Partner who made “improper withdrawals” from client accounts worth £2m is struck off


Tax: Solicitor paid his tax bill from father-in-law’s money

A partner who made a series of improper withdrawals from law firms’ client accounts totalling almost £2m has been struck off by the Solicitors Disciplinary Tribunal (SDT).

The tribunal heard that Christopher Howdle made the withdrawals while a partner at Freeths and connected firm KJD Freeths.

The SDT found that Mr Howdle had been dishonest in making the 25 improper withdrawals, but “could not identify the respondent’s motivation”.

“In respect of the improper payments, the respondent’s case was that the first few were mistakes; even if this was the case, after the first few the improper payments were planned.

“The respondent had held client money and this placed him in a position of trust. He acted in breach of that position of trust.

“He had direct control and responsibility for the circumstances giving rise to the misconduct. The respondent was an experienced solicitor and was a partner.”

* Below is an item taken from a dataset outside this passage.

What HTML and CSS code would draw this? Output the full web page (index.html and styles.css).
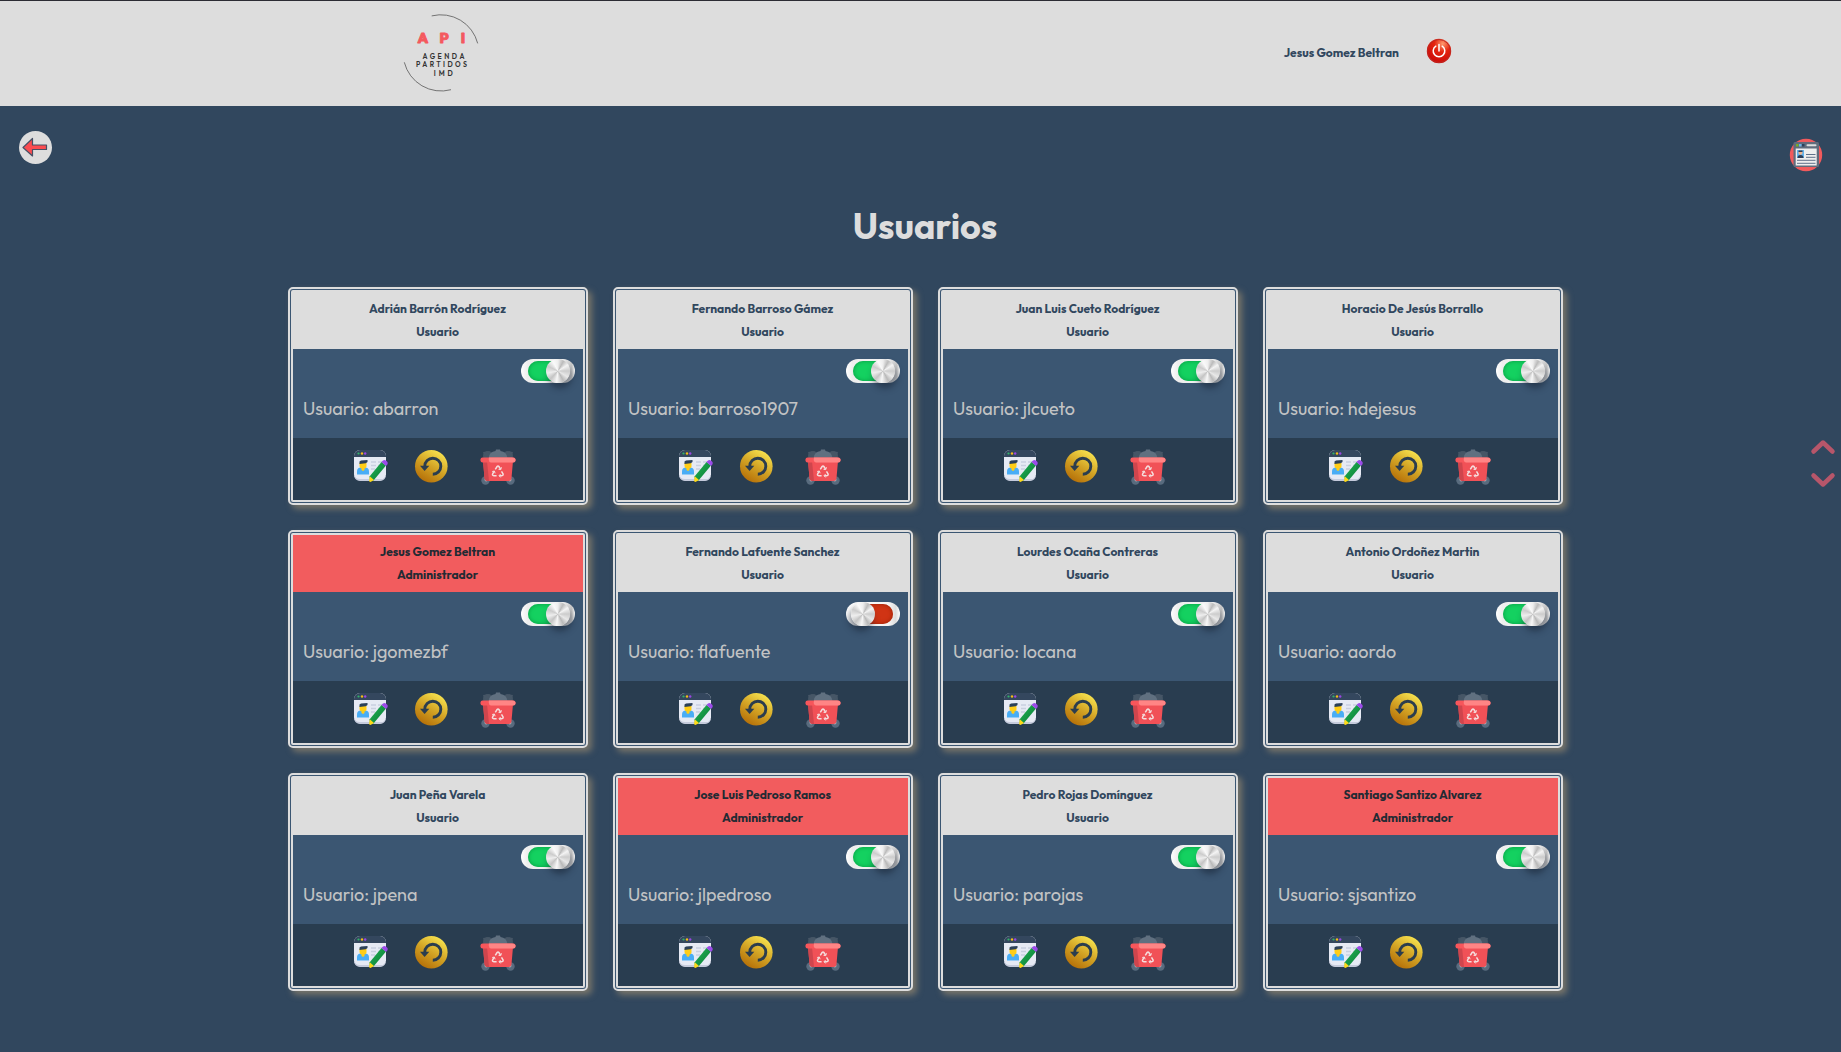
FILE: index.html
```html
<!DOCTYPE html>
<html lang="es">
<head>
<meta charset="utf-8">
<title>Usuarios</title>
<link rel="stylesheet" href="styles.css">
</head>
<body>
<svg class="sprite" width="0" height="0" aria-hidden="true">
  <defs>
    <linearGradient id="gold" x1="0.2" y1="1" x2="0.8" y2="0"><stop offset="0" stop-color="#b26a05"/><stop offset=".5" stop-color="#d3a425"/><stop offset="1" stop-color="#fbe953"/></linearGradient>
    <linearGradient id="pencil" x1="0" y1="0" x2="1" y2="1"><stop offset="0" stop-color="#22b455"/><stop offset="1" stop-color="#087a35"/></linearGradient>
    <radialGradient id="red" cx=".65" cy=".2" r=".85"><stop offset="0" stop-color="#ff9a6e"/><stop offset=".4" stop-color="#e3240f"/><stop offset="1" stop-color="#c90808"/></radialGradient>
  </defs>
  <symbol id="edit" viewBox="0 0 35 34">
    <rect x="1" y="1" width="32" height="30.500" rx="6" fill="#e6eaf4"/>
    <path d="M1 25v1a6 6 0 0 0 6 6h20a6 6 0 0 0 6-6v-1a5 5 0 0 1-6 5H7a6 6 0 0 1-6-5z" fill="#c5cbdc"/>
    <path d="M1 8V7a6 6 0 0 1 6-6h20a6 6 0 0 1 6 6v1z" fill="#34475e"/>
    <circle cx="5.500" cy="4.500" r="1.100" fill="#2fb567"/><circle cx="9" cy="4.500" r="1.200" fill="#f3bc19"/><circle cx="12.200" cy="4.500" r="1.200" fill="#9b45e4"/>
    <path d="M18 13h5M25 13h6M18 16.500h5M25 16.500h4M18 20h4" stroke="#c9d0df" stroke-width="1.300"/>
    <path d="M4 25.500v-3q0-4 4-4h4q4 0 4 4v3z" fill="#49adf5"/>
    <path d="M6.500 14h7v3.500q-.3 2-2 2v1.500l-1.500 1-1.500-1v-1.500q-2-.5-2-2.500z" fill="#ffcd16"/>
    <path d="M6.500 15v-2.500l1.500-1 6.500-.5v2q-1.500 1.500-4 1.500z" fill="#2b4057"/>
    <path d="M16.500 27.500 28.500 13l4.500 3.500-12.500 15-3.500.5z" fill="url(#pencil)"/>
    <path d="M16.800 27.200 21 31l-3.500 2-1.500-.8z" fill="#ffd918"/>
    <path d="m28.500 13 1.500-1.500q1.500-1 3.500.5t.8 3.500L33 17z" fill="#9b4be8"/>
  </symbol>
  <symbol id="reset" viewBox="0 0 34 34">
    <circle cx="17.300" cy="17.200" r="16.300" fill="url(#gold)"/>
    <path d="M10.800 17.200a8 8 0 1 1 8 8" fill="none" stroke="#2b3d4e" stroke-width="2.900"/>
    <path d="M6 16.700h9.300l-4.700 5.200z" fill="#2b3d4e"/>
  </symbol>
  <symbol id="trash" viewBox="0 0 36 36">
    <g fill="#465666"><circle cx="8" cy="7" r="5"/><circle cx="28" cy="7" r="5"/><path d="m3 3 4-.5-3 4zM33 3l-4-.5 3 4z"/></g>
    <path d="M8.500 9q1-6.500 7-7l.5-1.500h4l.5 1.500q6 .5 7 7z" fill="#607080"/>
    <circle cx="5.500" cy="31.500" r="4.200" fill="#586b7e"/><circle cx="30.500" cy="31.500" r="4.200" fill="#586b7e"/>
    <circle cx="6.200" cy="30.800" r="1.700" fill="#a5afb8"/><circle cx="29.800" cy="30.800" r="1.700" fill="#a5afb8"/>
    <path d="M3 12h30l-1.500 17q-.2 3-3 3h-21q-2.500 0-3-3z" fill="#f15157"/>
    <path d="M3 12h4l2 20H7.500q-2.500 0-3-3z" fill="#cf454d"/>
    <rect x=".5" y="8.500" width="35" height="5" rx="2" fill="#f7565b"/><path d="M9 8.500h23q3.500 0 3.500 2.500t-3 2.500H11q-3-.5-2-5z" fill="#ff8585"/>
    <g fill="none" stroke="#f5dede" stroke-width="1.500"><path d="m15.300 20.300 1.800-2.800q.9-1.200 1.800 0l1.600 2.600M21.500 22.300l1.500 2.500q.6 1.800-1.200 1.900h-2.600M16.600 26.700h-2.700q-2-.2-1.200-1.900l1.300-2.400"/><path d="m18.500 20.300 2.300.3.600-2.400M20.600 25l-1.500 1.700 1.500 1.700M12.200 22.500l2.200-.5.700 2.300" stroke-width="1"/></g>
  </symbol>
</svg>

<header class="navbar">
  <svg class="logo" width="80" height="80" viewBox="401 13 80 80">
    <path d="M431.700 15.900A38 38 0 0 1 477.700 43.400M404.300 62.300A38 38 0 0 0 451 89.700" fill="none" stroke="#666" stroke-width=".9"/>
    <g class="logo-name"><text x="417.500" y="43.300">A</text><text x="439.500" y="43.300">P</text><text x="460.800" y="43.300">I</text></g>
    <g class="logo-sub"><text x="422.500" y="58.800" textLength="42">AGENDA</text><text x="416" y="67.300" textLength="51">PARTIDOS</text><text x="433.800" y="75.800" textLength="19">IMD</text></g>
  </svg>
  <div class="session">
    <span class="session-name">Jesus Gomez Beltran</span>
    <svg width="26" height="26" viewBox="0 0 26 26"><circle cx="13" cy="13" r="12.200" fill="url(#red)"/><circle cx="13" cy="13" r="11.500" fill="none" stroke="#bd2a23" stroke-width="1"/><path d="M9.800 8.200a5.800 5.800 0 1 0 6.400 0M13 6.500v6.500" fill="none" stroke="#fff" stroke-width="1.500" stroke-linecap="round"/></svg>
  </div>
</header>

<div class="toolbar">
  <svg class="back" width="34" height="34" viewBox="0 0 34 34"><circle cx="16.500" cy="16.500" r="16.500" fill="#ddd"/><path d="M4 16.500 13.500 7.500V14h14v4.500h-14V25z" fill="#fb4c50" stroke="#475064" stroke-width="1.200" stroke-linejoin="round"/></svg>
  <svg class="listing" width="34" height="34" viewBox="0 0 34 34"><circle cx="17" cy="17" r="16.200" fill="#f15a5c"/><rect x="4.500" y="4" width="25.500" height="25" rx="1.500" fill="#606c7c"/><rect x="6.700" y="10.500" width="21" height="17" fill="#eee"/><rect x="7" y="6" width="2.500" height="2.500" fill="#79ad26"/><rect x="10" y="6" width="2.500" height="2.500" fill="#6ab1e7"/><rect x="13" y="6" width="2.500" height="2.500" fill="#2c405b"/><rect x="17.500" y="6.200" width="10" height="2" rx="1" fill="#ddd"/><rect x="8" y="12" width="7" height="8" fill="#62b3ed"/><path d="M8.500 20q0-3 3-3t3 3z" fill="#2c3d58"/><circle cx="11.500" cy="14.700" r="2" fill="#f0b48d"/><path d="M9.500 14v-1.500h4V14z" fill="#343b4d"/><path d="M17 16.500h9.500M17 19.300h9.500M8 22.300h18.500M8 25.300h18.500" stroke="#607089" stroke-width="1"/></svg>
</div>

<nav class="scroller">
  <svg width="26" height="16" viewBox="0 0 26 16"><path d="M3.500 12.500 13 3.500l9.500 9" /></svg>
  <svg width="26" height="16" viewBox="0 0 26 16"><path d="M3.500 3.500 13 12.500l9.500-9" /></svg>
</nav>

<main class="content">
  <h1>Usuarios</h1>
  <section class="grid">
    <article class="card">
      <header><b>Adrián Barrón Rodríguez</b><b>Usuario</b></header>
      <div class="info"><span class="switch"><i></i></span><p>Usuario: abarron</p></div>
      <footer><svg class="edit"><use href="#edit"/></svg><svg class="reset"><use href="#reset"/></svg><svg class="trash"><use href="#trash"/></svg></footer>
    </article>
    <article class="card">
      <header><b>Fernando Barroso Gámez</b><b>Usuario</b></header>
      <div class="info"><span class="switch"><i></i></span><p>Usuario: barroso1907</p></div>
      <footer><svg class="edit"><use href="#edit"/></svg><svg class="reset"><use href="#reset"/></svg><svg class="trash"><use href="#trash"/></svg></footer>
    </article>
    <article class="card">
      <header><b>Juan Luis Cueto Rodríguez</b><b>Usuario</b></header>
      <div class="info"><span class="switch"><i></i></span><p>Usuario: jlcueto</p></div>
      <footer><svg class="edit"><use href="#edit"/></svg><svg class="reset"><use href="#reset"/></svg><svg class="trash"><use href="#trash"/></svg></footer>
    </article>
    <article class="card">
      <header><b>Horacio De Jesús Borrallo</b><b>Usuario</b></header>
      <div class="info"><span class="switch"><i></i></span><p>Usuario: hdejesus</p></div>
      <footer><svg class="edit"><use href="#edit"/></svg><svg class="reset"><use href="#reset"/></svg><svg class="trash"><use href="#trash"/></svg></footer>
    </article>
    <article class="card admin">
      <header><b>Jesus Gomez Beltran</b><b>Administrador</b></header>
      <div class="info"><span class="switch"><i></i></span><p>Usuario: jgomezbf</p></div>
      <footer><svg class="edit"><use href="#edit"/></svg><svg class="reset"><use href="#reset"/></svg><svg class="trash"><use href="#trash"/></svg></footer>
    </article>
    <article class="card">
      <header><b>Fernando Lafuente Sanchez</b><b>Usuario</b></header>
      <div class="info"><span class="switch off"><i></i></span><p>Usuario: flafuente</p></div>
      <footer><svg class="edit"><use href="#edit"/></svg><svg class="reset"><use href="#reset"/></svg><svg class="trash"><use href="#trash"/></svg></footer>
    </article>
    <article class="card">
      <header><b>Lourdes Ocaña Contreras</b><b>Usuario</b></header>
      <div class="info"><span class="switch"><i></i></span><p>Usuario: locana</p></div>
      <footer><svg class="edit"><use href="#edit"/></svg><svg class="reset"><use href="#reset"/></svg><svg class="trash"><use href="#trash"/></svg></footer>
    </article>
    <article class="card">
      <header><b>Antonio Ordoñez Martin</b><b>Usuario</b></header>
      <div class="info"><span class="switch"><i></i></span><p>Usuario: aordo</p></div>
      <footer><svg class="edit"><use href="#edit"/></svg><svg class="reset"><use href="#reset"/></svg><svg class="trash"><use href="#trash"/></svg></footer>
    </article>
    <article class="card">
      <header><b>Juan Peña Varela</b><b>Usuario</b></header>
      <div class="info"><span class="switch"><i></i></span><p>Usuario: jpena</p></div>
      <footer><svg class="edit"><use href="#edit"/></svg><svg class="reset"><use href="#reset"/></svg><svg class="trash"><use href="#trash"/></svg></footer>
    </article>
    <article class="card admin">
      <header><b>Jose Luis Pedroso Ramos</b><b>Administrador</b></header>
      <div class="info"><span class="switch"><i></i></span><p>Usuario: jlpedroso</p></div>
      <footer><svg class="edit"><use href="#edit"/></svg><svg class="reset"><use href="#reset"/></svg><svg class="trash"><use href="#trash"/></svg></footer>
    </article>
    <article class="card">
      <header><b>Pedro Rojas Domínguez</b><b>Usuario</b></header>
      <div class="info"><span class="switch"><i></i></span><p>Usuario: parojas</p></div>
      <footer><svg class="edit"><use href="#edit"/></svg><svg class="reset"><use href="#reset"/></svg><svg class="trash"><use href="#trash"/></svg></footer>
    </article>
    <article class="card admin">
      <header><b>Santiago Santizo Alvarez</b><b>Administrador</b></header>
      <div class="info"><span class="switch"><i></i></span><p>Usuario: sjsantizo</p></div>
      <footer><svg class="edit"><use href="#edit"/></svg><svg class="reset"><use href="#reset"/></svg><svg class="trash"><use href="#trash"/></svg></footer>
    </article>
  </section>
</main>
</body>
</html>
```
FILE: styles.css
```css
* { box-sizing: border-box; }
body { margin: 0; min-height: 1052px; background: #31475e; color: #ddd; font-family: Outfit, Lato, sans-serif; overflow: hidden; }
svg { display: block; flex: none; }
.sprite { position: absolute; }

.navbar { height: 106px; padding: 0 389px 1px 401px; display: flex; justify-content: space-between; align-items: center; background: #ddd; border-top: 1px solid #2b2b33; }
.logo-name { font: 800 14.500px Outfit, Lato, sans-serif; fill: #f4595e; stroke: #f4595e; stroke-width: .8; stroke-linejoin: round; }
.logo-sub { font: 600 7px Outfit, Lato, sans-serif; fill: #333; }
.session { display: flex; align-items: center; gap: 27px; padding-bottom: 4px; }
.session-name { color: #31475e; font-size: 12px; font-weight: 700; line-height: 20px; padding-top: 3px; }

.toolbar { height: 90px; padding: 25px 18px 0 19px; display: flex; justify-content: space-between; align-items: flex-start; }
.listing { margin-top: 7px; }

.scroller { position: fixed; right: 5px; top: 439px; display: flex; flex-direction: column; gap: 17px; }
.scroller path { fill: none; stroke: #b7566a; stroke-width: 4.500; stroke-linecap: round; stroke-linejoin: round; }

.content { width: 1275px; margin: 0 0 0 288px; }
h1 { margin: 0; height: 91px; padding-right: 1px; font-size: 36px; line-height: 59px; font-weight: 700; text-align: center; }
.grid { display: grid; grid-template-columns: repeat(4, 300px); gap: 25px; }

.card { height: 218px; display: flex; flex-direction: column; border: 5px double #ddd; border-radius: 5px; background: #3b5672; box-shadow: 4px 4px 6px #77746a; }
.card header { height: 57px; padding: 5px 1px 0 0; display: flex; flex-direction: column; align-items: center; background: #ddd; color: #31475e; font-size: 12px; line-height: 23px; }
.card.admin header { background: #f25c5e; color: #232a33; }
.info { height: 89px; padding: 10px 8px 0 10px; display: flex; flex-direction: column; }
.info p { margin: 14px 0 0; color: #c2c3c4; font-size: 18px; font-weight: 400; line-height: 24px; }
.card footer { height: 62px; padding: 11px 0 0 60px; display: flex; align-items: flex-start; background: #293d50; }
.edit { width: 35px; height: 34px; }
.reset { width: 34px; height: 34px; margin-left: 26px; }
.trash { width: 36px; height: 36px; margin-left: 32px; }

.switch { align-self: flex-end; width: 54px; height: 24px; padding: 2px 7px; border-radius: 12px; background: linear-gradient(90deg, #fff, #eee 12%, #f4f4f4 80%, #c9c9c9 94%, #fff); display: flex; }
.switch::before { content: ""; flex: none; width: 40px; height: 20px; border-radius: 10px; background: #14d160; box-shadow: inset 0 0 4px #079a42; }
.switch i { width: 24px; height: 24px; margin: -2px 0 0 -22px; flex: none; border-radius: 50%; background: conic-gradient(#eee, #bbb 8%, #f4f4f4 16%, #ccc 25%, #e8e8e8 34%, #b9b9b9 42%, #f7f7f7 52%, #c4c4c4 62%, #eee 72%, #ccc 82%, #fafafa 92%, #eee); box-shadow: 2px 5px 6px rgba(20, 30, 45, .5); }
.switch.off { background: linear-gradient(90deg, #fff, #f4f4f4 80%, #ddd 92%, #fff); }
.switch.off::before { background: #d03414; box-shadow: inset 0 0 4px #962308; }
.switch.off i { margin-left: -42px; box-shadow: -2px 5px 6px rgba(20, 30, 45, .5); }
```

The tribunal said Mr Howdle had made 14 improper withdrawals of client money “for the benefit of unrelated clients” at Freeths, totalling £984,000 and 11 similar improper withdrawals totalling over £1m at KJD Freeths.

Freeths told the Solicitors Regulation Authority (SRA) in December 2016 that its insurers had repaid an overall shortfall on client account of £203,000.

Earlier, while a partner at Knights Solicitors, he used money from his father-in-law’s client account to pay his own tax bill. Though this turned out to be with permission, the tribunal found he had used Knights’ client account as a banking facility, which is against the accounts rules.

Mr Howdle, born in 1971 and qualified in 1997, was a partner at Knights Solicitors between January and August 2013.

He moved on to become a partner at Freeths until July 2015, and KJD Freeths between February 2014 and July 2015. Mr Howdle resigned from both on 1 July 2015.

Mr Howdle did not attend the tribunal hearing and the allegations against him were treated as denied.

He was found to have made his first improper transfer of £25,000 while a partner at Knights, in March 2013.

Later that month he transferred £11,700 “from money held on behalf of his client and father-in-law” to pay his own personal tax liability. The SDT said that, in doing this, he had used client account as a banking facility, in breach of the accounts rules.

Two months later Mr Howdle was found to have inserted an incorrect purchase price of £245,000, instead of £745,000, on a stamp duty land tax (SDLT) form.

Between December 2013 and December 2014, he made 25 further improper withdrawals.

“The respondent had taken a cavalier approach to client money,” the SDT said.

“At best he had made mistakes and had not rectified them. He had not brought the errors to anyone else’s attention. He had carried on making improper withdrawals from the wrong client ledgers.”

Mr Howdle argued in mitigation that Freeths was “simply not interested in any personal pressures” and was “purely interested in billing sufficient funds each month to achieve target, and there was no let-up in the request for more and more funds to be billed”.

The solicitor said “his distress would have been clear” as he was “ill with high blood pressure” and walked around the office with a blood pressure monitor.

However, when Freeths wrote to the SRA in December 2016, the firm pointed out that “any strains that the respondent may have been under whilst at the firm was new information to them”.

The tribunal concluded that Mr Howdle’s misconduct was “deliberate”, even if at the outset it was “due to mistakes”.

There was no evidence that he had benefitted from the improper transfers, but there had been deficits in client account which had not been accounted for, and the misconduct had had “an adverse effect on the firms and their clients”.

The SDT said it was “unable to conclude that the misconduct arose at a time when the respondent was affected by physical or mental ill-health which affected his ability to conduct himself to the standards of a reasonable solicitor.”

He was struck off the roll and ordered to pay costs of £27,000.